Exercise goal
Copy all lines in which the word "page" can be found.

Raw data
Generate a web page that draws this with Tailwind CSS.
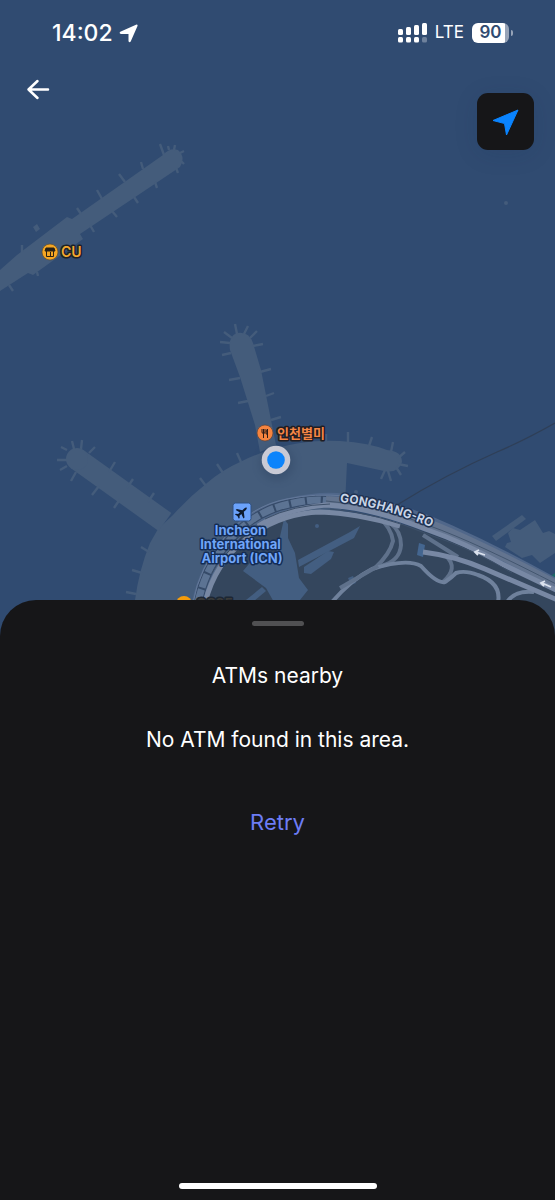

==

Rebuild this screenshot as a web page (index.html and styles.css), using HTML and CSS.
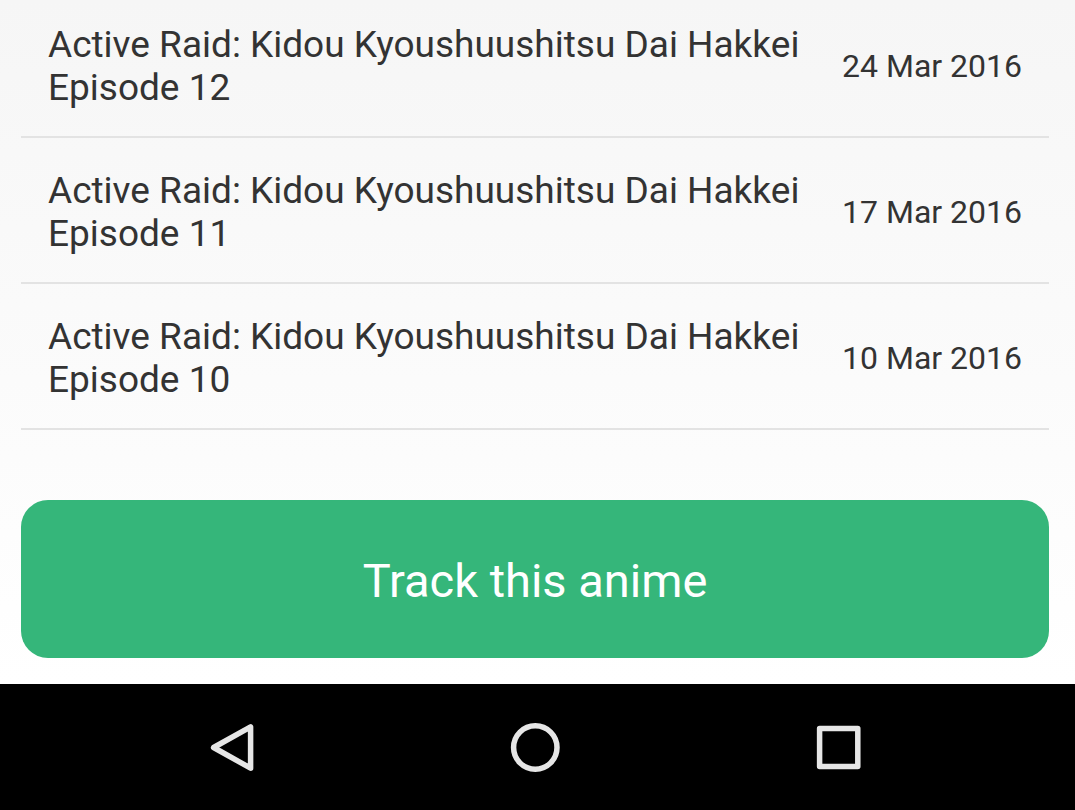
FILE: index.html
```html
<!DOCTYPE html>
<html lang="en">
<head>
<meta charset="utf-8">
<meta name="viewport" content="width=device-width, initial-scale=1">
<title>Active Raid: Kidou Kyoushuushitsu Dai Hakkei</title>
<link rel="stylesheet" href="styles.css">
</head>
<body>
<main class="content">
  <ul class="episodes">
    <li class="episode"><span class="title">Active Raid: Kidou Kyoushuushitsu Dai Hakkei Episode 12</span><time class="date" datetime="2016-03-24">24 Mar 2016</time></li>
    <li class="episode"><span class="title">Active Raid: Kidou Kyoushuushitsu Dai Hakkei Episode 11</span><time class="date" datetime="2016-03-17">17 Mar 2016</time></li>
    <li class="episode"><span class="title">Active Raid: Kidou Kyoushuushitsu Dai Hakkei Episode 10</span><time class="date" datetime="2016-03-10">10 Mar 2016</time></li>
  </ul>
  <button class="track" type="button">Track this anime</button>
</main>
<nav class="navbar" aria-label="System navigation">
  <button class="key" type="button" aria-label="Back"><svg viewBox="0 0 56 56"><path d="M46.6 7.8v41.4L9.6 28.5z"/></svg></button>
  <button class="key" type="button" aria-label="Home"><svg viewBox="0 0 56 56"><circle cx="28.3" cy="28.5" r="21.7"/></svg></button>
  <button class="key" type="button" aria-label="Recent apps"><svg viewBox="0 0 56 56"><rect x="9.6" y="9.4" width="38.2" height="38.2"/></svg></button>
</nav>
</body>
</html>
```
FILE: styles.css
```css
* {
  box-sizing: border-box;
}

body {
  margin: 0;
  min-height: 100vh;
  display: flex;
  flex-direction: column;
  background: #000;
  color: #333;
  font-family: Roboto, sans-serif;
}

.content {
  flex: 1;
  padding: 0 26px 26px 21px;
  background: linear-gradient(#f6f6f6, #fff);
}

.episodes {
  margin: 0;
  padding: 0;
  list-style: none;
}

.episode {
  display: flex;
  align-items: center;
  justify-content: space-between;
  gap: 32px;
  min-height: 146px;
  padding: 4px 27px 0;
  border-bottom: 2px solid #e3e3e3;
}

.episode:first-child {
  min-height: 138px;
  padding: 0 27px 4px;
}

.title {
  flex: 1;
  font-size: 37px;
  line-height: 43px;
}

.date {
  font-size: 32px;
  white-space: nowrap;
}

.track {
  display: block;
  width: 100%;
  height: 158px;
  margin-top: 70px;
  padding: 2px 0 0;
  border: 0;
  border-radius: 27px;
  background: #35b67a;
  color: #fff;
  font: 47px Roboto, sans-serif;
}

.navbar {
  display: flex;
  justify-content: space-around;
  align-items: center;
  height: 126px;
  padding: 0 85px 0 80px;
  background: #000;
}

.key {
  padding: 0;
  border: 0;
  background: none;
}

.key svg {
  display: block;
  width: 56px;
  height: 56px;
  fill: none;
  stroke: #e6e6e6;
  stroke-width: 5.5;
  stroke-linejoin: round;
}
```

Reply
Generate a web page that draws this with Tailwind CSS.
Rebuild this screenshot as a web page (index.html and styles.css), using HTML and CSS.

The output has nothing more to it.